Um jovem acometido por uma doença degenerativa, uma família devastada, um jogo de videogame online e uma comunidade gamers de vários países. Esses elementos compõem o documentário A Extraordinária Vida de Ibelin, que estreou recentemente na Netflix. Exibido pela primeira vez no Sundance Film Festival, em janeiro, valeu a Benjamin Ree o prêmio de direção na seção World Cinema e também o Prêmio de Público na categoria documentário.
O filme conta a história de Mats Steen (1989-2014), um jovem norueguês que, apesar de ter sua vida física limitada por uma distrofia muscular degenerativa, encontrou no mundo virtual de World of Warcraft, jogo online e multiplayer de fantasia medieval que completou 20 anos este mês, um espaço para conectar-se com outras pessoas e construir amizades profundas. A jornada de Mats é contada por meio de seu personagem no jogo, Ibelin, revelando a riqueza de sua vida online e o impacto duradouro que ele deixou em seus amigos virtuais.
Diagnosticado com Distrofia Muscular de Duchenne (DMD) ainda jovem, Mats passou a usar cadeira de rodas e a dedicar grande parte de seu tempo ao World of Warcraft, onde criou Ibelin, um investigador particular inspirado no personagem de Orlando Bloom no filme Cruzada. O que seus pais, Robert e Trude Steen, não sabiam era a profundidade das relações que Mats cultivava online, e a importância que o jogo tinha em sua vida. “Começamos a entender que havia pessoas por trás desses avatares”, diz a esposa de Robert, Trude, mãe de Mats. “Não é apenas um jogo que você joga por diversão, na verdade são seres humanos que gostam do nosso filho, e eles interpretam, e se divertem.”
Após a morte
A descoberta do blog de Mats após sua morte, aos 25 anos, abriu os olhos de seus pais para a vibrante comunidade que ele fazia parte. Mensagens de condolências e histórias sobre Ibelin inundaram a caixa de entrada de Robert, revelando um lado de Mats que eles desconheciam. Através dessas mensagens, Robert e Trude perceberam que o jogo não era apenas um passatempo para seu filho, mas um universo onde ele podia se conectar com outras pessoas de forma genuína, sem as barreiras impostas por sua condição física.

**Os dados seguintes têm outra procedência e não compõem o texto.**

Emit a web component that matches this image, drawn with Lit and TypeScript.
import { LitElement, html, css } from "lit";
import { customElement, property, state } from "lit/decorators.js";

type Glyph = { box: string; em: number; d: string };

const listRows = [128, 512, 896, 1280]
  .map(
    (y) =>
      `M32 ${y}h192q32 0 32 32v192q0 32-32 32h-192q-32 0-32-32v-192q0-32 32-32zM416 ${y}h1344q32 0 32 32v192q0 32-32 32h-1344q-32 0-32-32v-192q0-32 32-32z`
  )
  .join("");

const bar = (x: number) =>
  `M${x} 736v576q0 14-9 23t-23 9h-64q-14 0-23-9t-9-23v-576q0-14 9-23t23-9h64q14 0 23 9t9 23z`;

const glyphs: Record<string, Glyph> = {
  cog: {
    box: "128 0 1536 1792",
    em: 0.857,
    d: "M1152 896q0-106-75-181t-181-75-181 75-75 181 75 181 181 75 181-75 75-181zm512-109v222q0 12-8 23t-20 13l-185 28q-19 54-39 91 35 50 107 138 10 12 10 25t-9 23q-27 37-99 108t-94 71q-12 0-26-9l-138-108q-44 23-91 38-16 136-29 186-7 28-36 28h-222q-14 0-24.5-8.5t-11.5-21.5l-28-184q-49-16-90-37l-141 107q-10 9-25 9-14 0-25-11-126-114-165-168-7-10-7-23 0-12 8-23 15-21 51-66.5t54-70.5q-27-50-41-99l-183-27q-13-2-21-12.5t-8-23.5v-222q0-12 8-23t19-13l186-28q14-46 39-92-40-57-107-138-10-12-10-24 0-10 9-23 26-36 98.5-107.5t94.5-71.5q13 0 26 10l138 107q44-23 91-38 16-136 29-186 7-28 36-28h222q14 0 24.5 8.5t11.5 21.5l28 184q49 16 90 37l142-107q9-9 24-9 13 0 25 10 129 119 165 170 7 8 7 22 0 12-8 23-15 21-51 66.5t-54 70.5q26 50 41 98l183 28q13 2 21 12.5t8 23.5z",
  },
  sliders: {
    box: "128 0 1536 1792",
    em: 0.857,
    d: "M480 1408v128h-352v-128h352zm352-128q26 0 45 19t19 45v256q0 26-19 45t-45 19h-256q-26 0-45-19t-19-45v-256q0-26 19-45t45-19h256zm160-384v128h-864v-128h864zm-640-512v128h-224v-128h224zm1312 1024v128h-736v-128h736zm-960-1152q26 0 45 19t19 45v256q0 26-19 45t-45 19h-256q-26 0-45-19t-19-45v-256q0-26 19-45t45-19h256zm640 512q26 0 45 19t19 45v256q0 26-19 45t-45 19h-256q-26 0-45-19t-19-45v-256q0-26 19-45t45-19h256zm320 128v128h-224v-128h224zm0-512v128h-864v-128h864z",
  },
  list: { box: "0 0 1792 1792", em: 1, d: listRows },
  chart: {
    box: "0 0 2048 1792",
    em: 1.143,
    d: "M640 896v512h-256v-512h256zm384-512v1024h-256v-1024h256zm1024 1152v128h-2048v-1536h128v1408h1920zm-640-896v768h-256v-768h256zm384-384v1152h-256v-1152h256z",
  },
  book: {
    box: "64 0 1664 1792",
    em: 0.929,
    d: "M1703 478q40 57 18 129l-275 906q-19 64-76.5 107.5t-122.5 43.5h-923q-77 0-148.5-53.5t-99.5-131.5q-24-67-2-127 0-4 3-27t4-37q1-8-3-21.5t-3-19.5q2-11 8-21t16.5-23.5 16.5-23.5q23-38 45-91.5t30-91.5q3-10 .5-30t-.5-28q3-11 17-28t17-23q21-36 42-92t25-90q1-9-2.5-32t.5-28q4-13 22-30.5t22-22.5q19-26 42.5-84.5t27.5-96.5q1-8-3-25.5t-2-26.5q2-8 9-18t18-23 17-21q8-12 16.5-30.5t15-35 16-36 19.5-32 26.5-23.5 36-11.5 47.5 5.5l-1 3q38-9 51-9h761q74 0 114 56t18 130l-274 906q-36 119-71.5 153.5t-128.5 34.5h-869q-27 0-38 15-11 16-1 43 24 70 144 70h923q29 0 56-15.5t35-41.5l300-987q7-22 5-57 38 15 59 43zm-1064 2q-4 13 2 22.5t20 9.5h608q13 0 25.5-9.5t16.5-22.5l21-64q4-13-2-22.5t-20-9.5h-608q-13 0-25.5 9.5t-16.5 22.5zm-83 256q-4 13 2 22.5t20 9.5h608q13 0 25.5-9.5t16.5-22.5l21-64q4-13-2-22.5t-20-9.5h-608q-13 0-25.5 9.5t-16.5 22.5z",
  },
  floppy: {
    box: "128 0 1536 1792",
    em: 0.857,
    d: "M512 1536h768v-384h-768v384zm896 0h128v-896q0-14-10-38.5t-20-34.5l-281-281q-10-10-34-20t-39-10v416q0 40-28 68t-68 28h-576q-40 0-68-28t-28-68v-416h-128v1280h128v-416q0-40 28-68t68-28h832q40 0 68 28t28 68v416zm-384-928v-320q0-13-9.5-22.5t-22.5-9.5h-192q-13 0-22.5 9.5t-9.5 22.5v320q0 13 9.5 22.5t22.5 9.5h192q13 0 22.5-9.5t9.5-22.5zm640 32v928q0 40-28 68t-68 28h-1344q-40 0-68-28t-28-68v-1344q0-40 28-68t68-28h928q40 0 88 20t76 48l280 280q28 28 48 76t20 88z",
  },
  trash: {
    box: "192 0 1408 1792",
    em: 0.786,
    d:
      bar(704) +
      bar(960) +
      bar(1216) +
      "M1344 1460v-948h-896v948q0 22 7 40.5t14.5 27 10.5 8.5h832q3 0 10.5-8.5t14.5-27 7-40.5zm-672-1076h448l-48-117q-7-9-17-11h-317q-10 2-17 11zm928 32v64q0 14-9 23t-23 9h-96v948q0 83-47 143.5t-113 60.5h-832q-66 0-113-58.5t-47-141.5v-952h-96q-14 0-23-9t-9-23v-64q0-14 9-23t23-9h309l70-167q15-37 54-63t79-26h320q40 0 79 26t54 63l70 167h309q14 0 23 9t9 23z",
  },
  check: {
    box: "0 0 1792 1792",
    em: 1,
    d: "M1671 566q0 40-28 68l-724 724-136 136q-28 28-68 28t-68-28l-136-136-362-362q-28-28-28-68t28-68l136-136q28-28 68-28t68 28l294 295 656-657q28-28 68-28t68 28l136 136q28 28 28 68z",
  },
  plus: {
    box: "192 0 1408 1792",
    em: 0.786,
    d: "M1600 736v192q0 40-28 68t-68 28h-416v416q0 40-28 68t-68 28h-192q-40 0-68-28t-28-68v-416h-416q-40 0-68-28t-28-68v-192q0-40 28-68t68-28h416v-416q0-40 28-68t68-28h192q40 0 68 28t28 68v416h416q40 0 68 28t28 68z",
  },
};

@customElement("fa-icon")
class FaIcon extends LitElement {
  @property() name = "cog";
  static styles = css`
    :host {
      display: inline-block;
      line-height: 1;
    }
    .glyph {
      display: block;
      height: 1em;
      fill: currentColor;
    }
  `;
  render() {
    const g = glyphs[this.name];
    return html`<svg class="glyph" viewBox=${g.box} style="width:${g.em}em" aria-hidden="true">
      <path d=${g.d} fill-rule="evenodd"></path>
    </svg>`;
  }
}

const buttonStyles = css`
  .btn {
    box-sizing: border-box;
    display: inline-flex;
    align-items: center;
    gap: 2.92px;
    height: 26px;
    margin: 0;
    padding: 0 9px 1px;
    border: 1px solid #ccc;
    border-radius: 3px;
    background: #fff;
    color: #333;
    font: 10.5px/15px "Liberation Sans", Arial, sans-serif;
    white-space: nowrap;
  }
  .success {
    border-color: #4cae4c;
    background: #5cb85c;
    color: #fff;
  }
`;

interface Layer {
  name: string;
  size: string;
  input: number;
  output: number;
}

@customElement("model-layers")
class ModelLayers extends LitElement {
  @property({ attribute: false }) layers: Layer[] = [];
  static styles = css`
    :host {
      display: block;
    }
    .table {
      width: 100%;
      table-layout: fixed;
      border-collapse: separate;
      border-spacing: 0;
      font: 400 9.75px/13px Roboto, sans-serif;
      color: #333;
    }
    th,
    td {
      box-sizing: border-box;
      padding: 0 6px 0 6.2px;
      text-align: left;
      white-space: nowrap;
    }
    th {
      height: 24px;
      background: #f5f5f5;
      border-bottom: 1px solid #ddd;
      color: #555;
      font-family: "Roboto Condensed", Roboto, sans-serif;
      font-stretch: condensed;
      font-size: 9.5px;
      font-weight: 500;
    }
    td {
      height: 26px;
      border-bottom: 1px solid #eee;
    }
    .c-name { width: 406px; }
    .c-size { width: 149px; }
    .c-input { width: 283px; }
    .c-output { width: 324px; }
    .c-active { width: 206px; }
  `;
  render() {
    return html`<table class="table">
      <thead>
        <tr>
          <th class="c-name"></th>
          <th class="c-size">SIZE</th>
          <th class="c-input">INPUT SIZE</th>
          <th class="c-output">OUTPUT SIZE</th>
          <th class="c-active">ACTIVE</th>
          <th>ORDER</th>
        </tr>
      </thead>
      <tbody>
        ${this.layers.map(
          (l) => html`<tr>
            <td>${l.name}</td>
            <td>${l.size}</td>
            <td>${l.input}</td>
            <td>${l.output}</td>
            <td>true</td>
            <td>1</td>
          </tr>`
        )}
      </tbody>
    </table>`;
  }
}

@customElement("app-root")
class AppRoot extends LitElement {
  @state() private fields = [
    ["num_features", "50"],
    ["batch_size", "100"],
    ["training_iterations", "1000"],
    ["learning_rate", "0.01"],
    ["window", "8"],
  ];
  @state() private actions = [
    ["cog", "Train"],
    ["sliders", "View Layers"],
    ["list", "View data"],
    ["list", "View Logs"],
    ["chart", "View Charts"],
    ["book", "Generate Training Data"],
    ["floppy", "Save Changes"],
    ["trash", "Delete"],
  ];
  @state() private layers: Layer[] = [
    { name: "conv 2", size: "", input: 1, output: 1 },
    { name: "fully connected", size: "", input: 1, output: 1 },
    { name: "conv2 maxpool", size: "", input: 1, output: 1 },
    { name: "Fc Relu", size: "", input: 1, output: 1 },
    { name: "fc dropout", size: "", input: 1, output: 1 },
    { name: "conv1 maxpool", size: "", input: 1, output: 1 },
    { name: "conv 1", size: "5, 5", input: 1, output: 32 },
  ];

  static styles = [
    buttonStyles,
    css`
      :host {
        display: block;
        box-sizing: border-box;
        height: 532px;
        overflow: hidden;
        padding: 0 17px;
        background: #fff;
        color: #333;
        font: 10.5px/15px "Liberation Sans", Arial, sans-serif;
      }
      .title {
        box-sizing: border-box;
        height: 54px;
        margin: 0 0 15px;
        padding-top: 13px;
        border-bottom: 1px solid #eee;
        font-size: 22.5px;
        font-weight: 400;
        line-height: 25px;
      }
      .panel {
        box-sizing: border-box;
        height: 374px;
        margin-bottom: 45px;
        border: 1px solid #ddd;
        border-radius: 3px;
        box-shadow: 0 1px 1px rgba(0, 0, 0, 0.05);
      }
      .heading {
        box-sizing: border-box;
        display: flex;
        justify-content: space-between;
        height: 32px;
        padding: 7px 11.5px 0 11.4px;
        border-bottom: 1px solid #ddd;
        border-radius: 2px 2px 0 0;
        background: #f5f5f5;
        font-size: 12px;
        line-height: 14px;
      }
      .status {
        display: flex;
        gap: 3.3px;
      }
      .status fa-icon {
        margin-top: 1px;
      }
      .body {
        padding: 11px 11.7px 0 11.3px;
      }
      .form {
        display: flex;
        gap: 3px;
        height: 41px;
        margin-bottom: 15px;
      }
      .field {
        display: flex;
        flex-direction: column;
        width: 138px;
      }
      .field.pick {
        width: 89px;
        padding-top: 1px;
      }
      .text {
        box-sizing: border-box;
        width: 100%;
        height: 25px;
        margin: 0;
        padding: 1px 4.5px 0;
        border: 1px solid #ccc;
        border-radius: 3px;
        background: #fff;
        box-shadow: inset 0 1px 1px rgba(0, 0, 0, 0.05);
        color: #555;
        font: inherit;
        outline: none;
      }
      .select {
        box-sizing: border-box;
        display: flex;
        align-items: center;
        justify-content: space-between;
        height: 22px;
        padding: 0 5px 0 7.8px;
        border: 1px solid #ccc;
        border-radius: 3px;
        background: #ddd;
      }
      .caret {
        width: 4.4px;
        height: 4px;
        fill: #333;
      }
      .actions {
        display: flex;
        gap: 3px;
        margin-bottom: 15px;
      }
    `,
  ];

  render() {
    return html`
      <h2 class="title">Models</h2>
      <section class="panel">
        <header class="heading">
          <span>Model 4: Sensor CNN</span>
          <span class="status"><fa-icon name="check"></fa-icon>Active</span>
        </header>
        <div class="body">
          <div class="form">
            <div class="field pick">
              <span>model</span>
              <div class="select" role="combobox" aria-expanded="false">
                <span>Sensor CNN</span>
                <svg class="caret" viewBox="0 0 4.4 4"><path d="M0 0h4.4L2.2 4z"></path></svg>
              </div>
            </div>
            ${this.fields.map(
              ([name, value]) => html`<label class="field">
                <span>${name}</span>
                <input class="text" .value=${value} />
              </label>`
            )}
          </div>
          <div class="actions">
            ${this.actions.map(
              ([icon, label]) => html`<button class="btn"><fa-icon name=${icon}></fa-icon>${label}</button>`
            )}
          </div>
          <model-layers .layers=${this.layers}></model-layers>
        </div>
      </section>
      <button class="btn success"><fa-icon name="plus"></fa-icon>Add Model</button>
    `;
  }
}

O diretor Benjamin Ree, que conhecia a família Steen, se interessou pela história e propôs a produção de um documentário. A princípio, Robert questionou a viabilidade do projeto, já que o material visual disponível se limitava a fotos e vídeos caseiros. No entanto, Ree descobriu um verdadeiro tesouro: um arquivo de 42.000 páginas com transcrições de diálogos, descrições de ações e emoções, e diários de personagens, meticulosamente arquivados por Mats e seus amigos. Esse material forneceu a base para a reconstrução da vida de Ibelin no filme.
“Houve várias coisas que me fizeram conectar com isso”, diz o cineasta, em depoimento público. “A história de tristeza, a diferença de gerações, o estigma dos jogos e a maioridade de Mats dentro do jogo. Eu joguei muitos dos mesmos jogos que ele enquanto crescia e senti que a história de Mats dizia algo sobre nossa geração.”
Para dar vida ao mundo virtual de World of Warcraft, Ree contratou animadores especializados no jogo, que utilizaram modelos 3D disponíveis online para recriar os cenários e personagens com fidelidade. As animações, inspiradas nos registros detalhados de Mats e seus amigos, retratam com sensibilidade a maneira como eles interagiam e se expressavam no jogo.
Autenticidade
A produção do filme foi um processo colaborativo, envolvendo os amigos de Mats, que ajudaram a garantir a autenticidade das animações, e a Blizzard Entertainment, detentora dos direitos autorais de World of Warcraft. A empresa, inicialmente não envolvida na produção, autorizou o uso do jogo após assistir ao filme e se emocionar com a história de Mats.
A Extraordinária Vida de Ibelin vai além de um simples documentário sobre um gamer. É uma história sobre amizade, superação e a busca por conexão humana em um mundo cada vez mais digital. É um testemunho comovente da capacidade humana de encontrar significado e propósito, mesmo diante de adversidades.